Der Waschtag war der anstrengendste Tag. In der Waschküche auf dem Dach des Wohnblocks begannen Mutter und Alma, von Hand die ärgsten Flecken aus Kleidern, Tüchern und Decken zu scheuern. Nazzarena brachte heisses Wasser hinauf. Die vorbereitete Wäsche steckten sie in einen Holzbottich und fügten Wasser und Seife hinzu. Dann drehten sie abwechslungsweise an der Kurbel, um die Wäsche hin- und herzubewegen. Endlos lange. An den anderen Tagen hiess es bügeln und Wäsche zusammenlegen, putzen, nähen und flicken.

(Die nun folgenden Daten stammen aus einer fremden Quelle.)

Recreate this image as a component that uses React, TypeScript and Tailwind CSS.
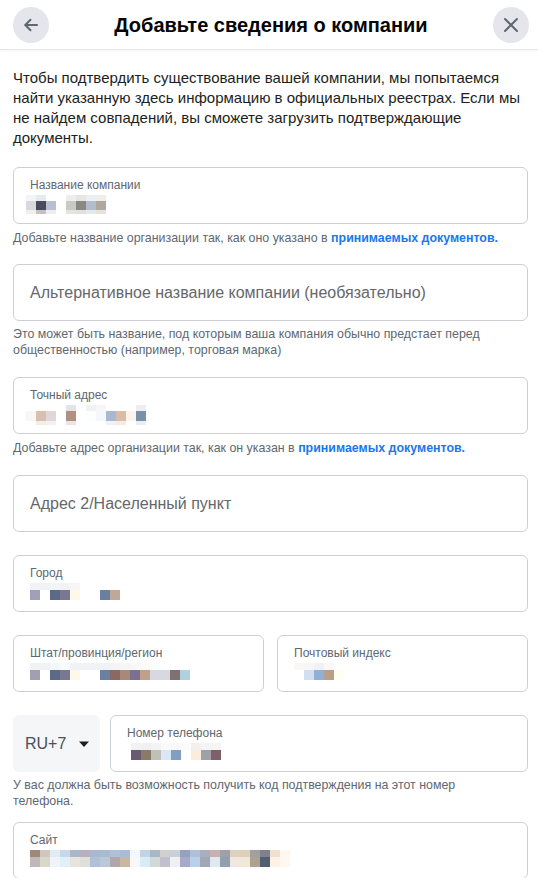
import React from "react";

type Cell = string;

function Mosaic({ rows, offset = 0 }: { rows: { h: number; cells: Cell[] }[]; offset?: number }) {
  return (
    <div className="flex flex-col" style={{ marginLeft: offset }}>
      {rows.map((r, i) => (
        <div key={i} className="flex" style={{ height: r.h }}>
          {r.cells.map((c, j) => (
            <div key={j} className="w-[10px] shrink-0" style={{ height: r.h, background: c || "transparent" }} />
          ))}
        </div>
      ))}
    </div>
  );
}

const faint = "#f1f2f5";

function Field({
  label,
  rows,
  offset = 0,
  className = "",
}: {
  label: string;
  rows: { h: number; cells: Cell[] }[];
  offset?: number;
  className?: string;
}) {
  return (
    <div className={"h-[57px] rounded-[6px] border border-[#ccd0d5] bg-white pl-[16px] pt-[9px] " + className}>
      <div className="text-[12px] leading-[16px] text-[#606770]">{label}</div>
      <div className="mt-[2px]">
        <Mosaic rows={rows} offset={offset} />
      </div>
    </div>
  );
}

function PlaceholderField({ text }: { text: string }) {
  return (
    <div className="flex h-[57px] items-center rounded-[6px] border border-[#ccd0d5] bg-white pl-[16px] text-[16px] text-[#65676b]">
      {text}
    </div>
  );
}

function Helper({ children, className = "" }: { children: React.ReactNode; className?: string }) {
  return <div className={"pr-[12px] text-[12.4px] leading-[16px] text-[#606770] " + className}>{children}</div>;
}

const Link = ({ children }: { children: React.ReactNode }) => (
  <span className="font-bold text-[#1877f2]">{children}</span>
);

export default function App() {
  return (
    <div className="w-[538px] min-h-[878px] bg-white font-['Liberation_Sans',Arial,sans-serif] text-[#1c1e21]">
      <div className="flex h-[50px] items-center justify-between border-b border-[#e4e6e9] pl-[13px] pr-[9px] shadow-[0_1px_2px_rgba(0,0,0,0.05)]">
        <button className="flex h-[36px] w-[36px] items-center justify-center rounded-full bg-[#e4e6eb]">
          <svg width="20" height="20" viewBox="0 0 20 20" fill="none" stroke="#606770" strokeWidth="2" strokeLinecap="round" strokeLinejoin="round">
            <path d="M16 10H4.5" />
            <path d="M9.5 4.8 4.3 10l5.2 5.2" />
          </svg>
        </button>
        <div className="text-[20px] font-bold leading-[24px] text-[#050505]">Добавьте сведения о компании</div>
        <button className="flex h-[36px] w-[36px] items-center justify-center rounded-full bg-[#e4e6eb]">
          <svg width="20" height="20" viewBox="0 0 20 20" fill="none" stroke="#606770" strokeWidth="2" strokeLinecap="round">
            <path d="M4 4l12 12M16 4 4 16" />
          </svg>
        </button>
      </div>

      <div className="pl-[13px] pr-[10px]">
        <p className="pt-[18px] text-[15px] leading-[20px] text-[#1c1e21]">
          Чтобы подтвердить существование вашей компании, мы попытаемся найти указанную здесь информацию в официальных реестрах. Если мы не найдем совпадений, вы сможете загрузить подтверждающие документы.
        </p>

        <Field
          className="mt-[19px]"
          label="Название компании"
          offset={-4}
          rows={[
            { h: 6, cells: ["#f4f4f6", "#e8eaee", "", "", "#eeeeee", "#e6e6e4", "#eceff2", "#eeeeec"] },
            { h: 9, cells: ["#d8d8de", "#4a4a5e", "#b8c0d0", "", "#c8c8c4", "#8a8880", "#b4bccc", "#b0a8a0"] },
            { h: 4, cells: ["#f0eeee", "#c8c0c0", "#eceef2", "", "#e4e4e0", "#e0e0dc", "#e4e8ee", "#e6e2dc"] },
          ]}
        />
        <Helper className="mt-[6px]">
          Добавьте название организации так, как оно указано в <Link>принимаемых документов.</Link>
        </Helper>

        <div className="mt-[18px]">
          <PlaceholderField text="Альтернативное название компании (необязательно)" />
        </div>
        <Helper className="mt-[5px]">
          Это может быть название, под которым ваша компания обычно предстает перед общественностью (например, торговая марка)
        </Helper>

        <Field
          className="mt-[19px]"
          label="Точный адрес"
          offset={-4}
          rows={[
            { h: 6, cells: ["", "", "", "", "#e4e4e8", "", "#f0f2f0", "#f6f8f8", "", "", "", "#eceef2"] },
            { h: 10, cells: ["#faf6f4", "#d8c0b0", "#e0d8d8", "", "#b09080", "", "#fcfdfe", "#f4f8fc", "#a8b8d0", "#d8bca8", "#fcf4ec", "#7890a8"] },
            { h: 4, cells: ["", "#f4ece6", "#f4f0f0", "", "#ece4e0", "", "", "", "#eef2f8", "#f4ece4", "", "#e8eef4"] },
          ]}
        />
        <Helper className="mt-[6px]">
          Добавьте адрес организации так, как он указан в <Link>принимаемых документов.</Link>
        </Helper>

        <div className="mt-[19px]">
          <PlaceholderField text="Адрес 2/Населенный пункт" />
        </div>

        <Field
          className="mt-[23px]"
          label="Город"
          rows={[
            { h: 7, cells: [faint, faint, "#f4f5f7", faint, "#f6f6f6", "", "", "", ""] },
            { h: 10, cells: ["#a0a0b8", "", "#5a6a88", "#7a7890", "#fff8e8", "", "", "#6a80a0", "#c0a898"] },
          ]}
        />

        <div className="mt-[23px] grid grid-cols-2 gap-[13px]">
          <Field
            label="Штат/провинция/регион"
            rows={[
              { h: 7, cells: [faint, faint, "#f4f6f8", "#f8fafc", faint, faint, faint, faint, "#f4f4f6", "#f6f6f6", "#f8f8f8", "#fafafa", "#fcfcfc"] },
              { h: 10, cells: ["#a0a0b0", "", "#5a6a88", "#787890", "#fff8e8", "", "", "#6a80a0", "#8a6a60", "#a88878", "#7a7090", "#c0a088", "#d8d8e0", "#d8d8e0", "#807070", "#b0d0e0"] },
            ]}
          />
          <Field
            label="Почтовый индекс"
            rows={[
              { h: 7, cells: ["#fbf8f4", "#f6f6f8", "#f2f2f4", "#f8f8f6"] },
              { h: 10, cells: ["", "#d0e0f0", "#90b0d8", "#b8a088", "#fffff0"] },
            ]}
          />
        </div>

        <div className="mt-[23px] flex gap-[10px]">
          <div className="flex h-[57px] w-[87px] shrink-0 items-center rounded-[6px] bg-[#f5f6f7] pl-[12px]">
            <span className="text-[16px] text-[#4b4f56]">RU+7</span>
            <svg className="ml-[12px]" width="12" height="8" viewBox="0 0 12 8">
              <path d="M1 1.5h10L6 7z" fill="#1c1e21" />
            </svg>
          </div>
          <Field
            className="flex-1"
            label="Номер телефона"
            offset={4}
            rows={[
              { h: 7, cells: ["#f2f2f4", "#f0f0f2", "#f4f4f6", "#fafafa", "#f6f8fa", "#fbfbfb", "#f2f0ee", "#f4f4f6", "#f6f4f4"] },
              { h: 10, cells: ["#6a5a70", "#8a7a68", "#c0c0b8", "#d8e8f8", "#80a0c0", "", "#fcecdc", "#a0a0a8", "#806068"] },
            ]}
          />
        </div>
        <Helper className="mt-[5px]">
          У вас должна быть возможность получить код подтверждения на этот номер телефона.
        </Helper>

        <Field
          className="mt-[13px]"
          label="Сайт"
          rows={[
            { h: 7, cells: ["#a08878", "#d0c8c0", "#e0ecf4", "#c8d8e8", "#a8b8c8", "#b8b0c0", "#a8b8d0", "#a8bcd0", "#b0c0d8", "#a8bcd8", "#f4f8fc", "#c0d4e4", "#a8b8c8", "#d0d0cc", "#c8d0d8", "#98a0c0", "#b0c0d8", "#a8b0c0", "#c8b0b0", "#a0a0a8", "#e0d0c0", "#e0d0b8", "#a0a0a0", "#808090", "#f0e0d0", "#fff8f0"] },
            { h: 10, cells: ["#c0b8b8", "#d8d8c8", "#f0f4f8", "#e0f0f8", "#e8e4dc", "#e0e0d8", "#b0c0d8", "#b8c8d8", "#b0a8a8", "#c8b8a0", "#f8f8f8", "#d8ecf8", "#d0d8d8", "#c0c0d0", "#f0f0f4", "#a8a8c8", "#b8d0e8", "#a0a8b8", "#e0e8f0", "#90a0b0", "#f0e8e0", "#f0e8d8", "#b0a090", "#506070", "#fff0e8", "#fff8f0"] },
          ]}
        />
      </div>
    </div>
  );
}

Für die Freundinnen blieb Alma kaum noch Zeit. Sie musste sich damit begnügen, dass sie, wenn sie die Brüder hüten musste, die Piazza aufsuchte und auf dem Hinweg bei Rachele klingelte. Oder sie ging mit ihnen zum Spielen auf die Piazza Dante und schaute bei Marianna vorbei. Auch sie war, wie Rachele, eine Freundin aus der gemeinsamen Schulzeit. Ihre Mutter betrieb in der Via Alfieri eine kleine Schneiderei, um das bescheidene Fabrikgehalt des Vaters aufzubessern. Marianna half beim Flicken und Ausbessern von Kleidern und Anzügen, aber auch beim Anfertigen von Schirmüberzügen, Puppenkleidern und Handschuhen für verschiedene Handelsfirmen. Manchmal nähte sie aus Resten kleine Beutel oder Taschen und verschenkte sie den Freundinnen und deren Geschwistern. Die Kleinen freuten sich und sammelten darin ihre Lieblingssachen: Nüsse, Steine, Münzen, Heiligenbildchen, Blumenknospen und alles, was ihnen sonst noch in die Finger kam und aufbewahrungswürdig erschien. Sie bewunderten Marianna mit ihren langen, pechschwarzen Haaren, die sie zu einem schweren Zopf zusammengebunden trug, den sie immer wieder mit ausholender Geste nach hinten warf. Und sie mochten auch Rachele, die Lustige, und Rosa, die Grysmayr mit dem österreichischen Akzent.